Historically, our Christmas gathering is 4 to 6 days long. Usually we’re all in one home because prior to this year we’ve not lived close to each other where you can drive home to sleep in your own bed after a family gathering.

Those years when we were 12 (my brother’s family, my family, my parents) we rented one large home to stay in and brought all our food and supplies to those places. That was another level of planning!

This year we all live at the Sanctuary. Thanks to my Dad’s incredible efforts this fall, with contributions from my brother and nephew, we have three homes to accommodate everyone.

We used to live thousands of kilometres away from each other and this year we’re mere metres away from one another. And now it’s our children that live 1,300 kilometres away.

We have three homes to accommodate all the cooking and comfortable sleeping and hanging out spaces, but I have the big dining table and big living area. (Thanks Mom & Dad.)

This year, Christmas dinner and five other shared family meals are at our house. Damien and I are also providing for/feeding our own crew on the non-shared supper nights. We top out at 11 people and our quietest night will be just four of us.

Our kids are arriving and departing at different times, with a three day stretch where we will all be together.

From the time we knew we were moving here I have been anticipating this first holiday together. Welcoming our kids to our family home. A home they didn’t grow up in but that has been Nana & Papa’s home for a good chunk of their childhood.

This is a place we’ve visited for years and that is already associated with holidays, vacations, loving and generous relationships, extended family visits (and some of the frustrations that come with that), and good food.

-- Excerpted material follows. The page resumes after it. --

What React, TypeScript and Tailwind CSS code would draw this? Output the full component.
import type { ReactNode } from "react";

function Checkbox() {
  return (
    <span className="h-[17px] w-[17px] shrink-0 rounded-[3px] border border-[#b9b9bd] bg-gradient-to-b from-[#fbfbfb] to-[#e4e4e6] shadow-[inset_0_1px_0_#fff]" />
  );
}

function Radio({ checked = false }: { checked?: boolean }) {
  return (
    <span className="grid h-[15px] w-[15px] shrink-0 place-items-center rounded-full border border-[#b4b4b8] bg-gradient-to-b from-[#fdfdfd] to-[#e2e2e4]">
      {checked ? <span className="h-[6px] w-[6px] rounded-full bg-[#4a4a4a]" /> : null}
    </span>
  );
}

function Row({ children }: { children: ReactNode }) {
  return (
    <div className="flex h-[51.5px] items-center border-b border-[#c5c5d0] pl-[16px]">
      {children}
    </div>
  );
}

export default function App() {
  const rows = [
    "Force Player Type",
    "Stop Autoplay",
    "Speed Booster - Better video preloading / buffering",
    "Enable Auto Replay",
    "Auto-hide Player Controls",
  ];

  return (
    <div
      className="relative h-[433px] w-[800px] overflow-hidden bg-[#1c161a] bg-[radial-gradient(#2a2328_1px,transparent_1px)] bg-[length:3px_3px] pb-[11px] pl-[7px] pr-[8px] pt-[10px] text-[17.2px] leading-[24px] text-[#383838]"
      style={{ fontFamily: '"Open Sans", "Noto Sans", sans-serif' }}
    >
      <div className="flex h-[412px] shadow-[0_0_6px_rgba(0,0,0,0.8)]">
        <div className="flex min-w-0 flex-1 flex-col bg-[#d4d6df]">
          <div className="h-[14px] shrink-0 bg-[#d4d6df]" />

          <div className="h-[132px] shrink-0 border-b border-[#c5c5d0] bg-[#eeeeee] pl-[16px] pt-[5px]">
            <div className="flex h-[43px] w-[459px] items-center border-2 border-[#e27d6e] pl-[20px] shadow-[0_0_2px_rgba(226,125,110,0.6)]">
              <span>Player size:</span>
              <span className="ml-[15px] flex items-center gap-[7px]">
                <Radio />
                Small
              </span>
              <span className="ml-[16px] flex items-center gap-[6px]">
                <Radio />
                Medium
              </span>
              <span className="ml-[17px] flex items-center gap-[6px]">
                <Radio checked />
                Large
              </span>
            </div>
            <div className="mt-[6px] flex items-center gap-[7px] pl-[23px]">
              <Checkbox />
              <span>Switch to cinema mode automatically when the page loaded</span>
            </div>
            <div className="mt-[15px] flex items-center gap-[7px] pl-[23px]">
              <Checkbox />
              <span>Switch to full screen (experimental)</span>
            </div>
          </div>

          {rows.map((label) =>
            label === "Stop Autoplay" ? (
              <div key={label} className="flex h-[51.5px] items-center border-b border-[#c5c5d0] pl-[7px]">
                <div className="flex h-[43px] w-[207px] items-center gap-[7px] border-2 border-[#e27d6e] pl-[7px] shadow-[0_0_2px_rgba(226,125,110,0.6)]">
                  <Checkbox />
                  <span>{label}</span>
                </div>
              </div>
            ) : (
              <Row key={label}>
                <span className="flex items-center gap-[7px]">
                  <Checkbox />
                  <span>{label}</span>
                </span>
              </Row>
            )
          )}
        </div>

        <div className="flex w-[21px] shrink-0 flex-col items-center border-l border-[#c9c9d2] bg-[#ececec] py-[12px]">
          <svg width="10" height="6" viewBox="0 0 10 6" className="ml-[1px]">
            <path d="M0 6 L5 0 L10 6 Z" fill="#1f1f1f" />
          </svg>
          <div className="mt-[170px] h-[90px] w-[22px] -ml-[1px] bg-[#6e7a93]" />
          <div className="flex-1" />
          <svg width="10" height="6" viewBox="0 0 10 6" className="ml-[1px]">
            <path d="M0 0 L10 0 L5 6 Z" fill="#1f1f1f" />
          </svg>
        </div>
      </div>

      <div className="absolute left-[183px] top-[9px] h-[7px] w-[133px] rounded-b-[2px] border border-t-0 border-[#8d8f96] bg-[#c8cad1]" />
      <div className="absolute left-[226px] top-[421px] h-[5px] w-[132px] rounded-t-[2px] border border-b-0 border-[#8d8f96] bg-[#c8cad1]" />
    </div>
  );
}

In hosting Christmas here, the first Christmas I’ve hosted in my own home for 10 years, I feel like I’ve finally arrived at the vision I had for myself as a middle-aged woman.

I have amazing role models in my now-deceased grandmas, 10 aunties, and most importantly and notably, my mom. I feel like I’m stepping into my birthright and the role and purpose I’ve always been meant to fulfill as a mother. When my kids were little we went my parents to make the Christmas holiday special.

And now here we are, preparing to have our kids come home to us.

This is a sense of full circle joy and satisfaction.

If that wasn’t enough, in these last days of Christmas preparations we've been given the gift of a white Christmas.

In all our years of coming to Nova Scotia for Christmas, very rarely has there been snow. One year it was 15C on Christmas day and the grandkids helped Papa stack wood.

This was part of the reason we choose to meet in Quebec for a handful of years and rented places nearer to our home in Montreal. In addition to having space for all of us to sleep, there was a higher likelihood of snow.

Coastal Nova Scotia is a more temperate climate than Quebec but the winter has also been warming. The long-time and way back Nova Scotians remember colder and snowier times. I don’t have those memories. I encounter the weather as a relative newcomer, relative because I have been visiting here for 17 years already.

I had been perfectly happy with the bare ground December we were having. And then the snow came and the temperature dropped.

And what a treat and feast for the senses these last few days have been. Enjoying Mom & Dad's annual neighbour's brunch, having a sauna and rolling in the snow (I've always wanted to do that!), sleeping on the living room floor by the fire (I have a fold-up mat for this exact purpose, I also pull it out to sleep under the full moon when the light shines through our front windows), appreciating the beauty of all the Christmas lights we've put up this year (the most lights we've ever done), identifying new birds at the feeder, walking in the winter wonderland of the back woods, and watching all this snow through our wall of windows.

The days are just packed with goodness, beauty, anticipation, and lots of preparations.

Speaking of which, I am pressed for time. This isn't the relax part yet of the holiday. Gotta go.

Merry Christmas. I’ll see you on the other side.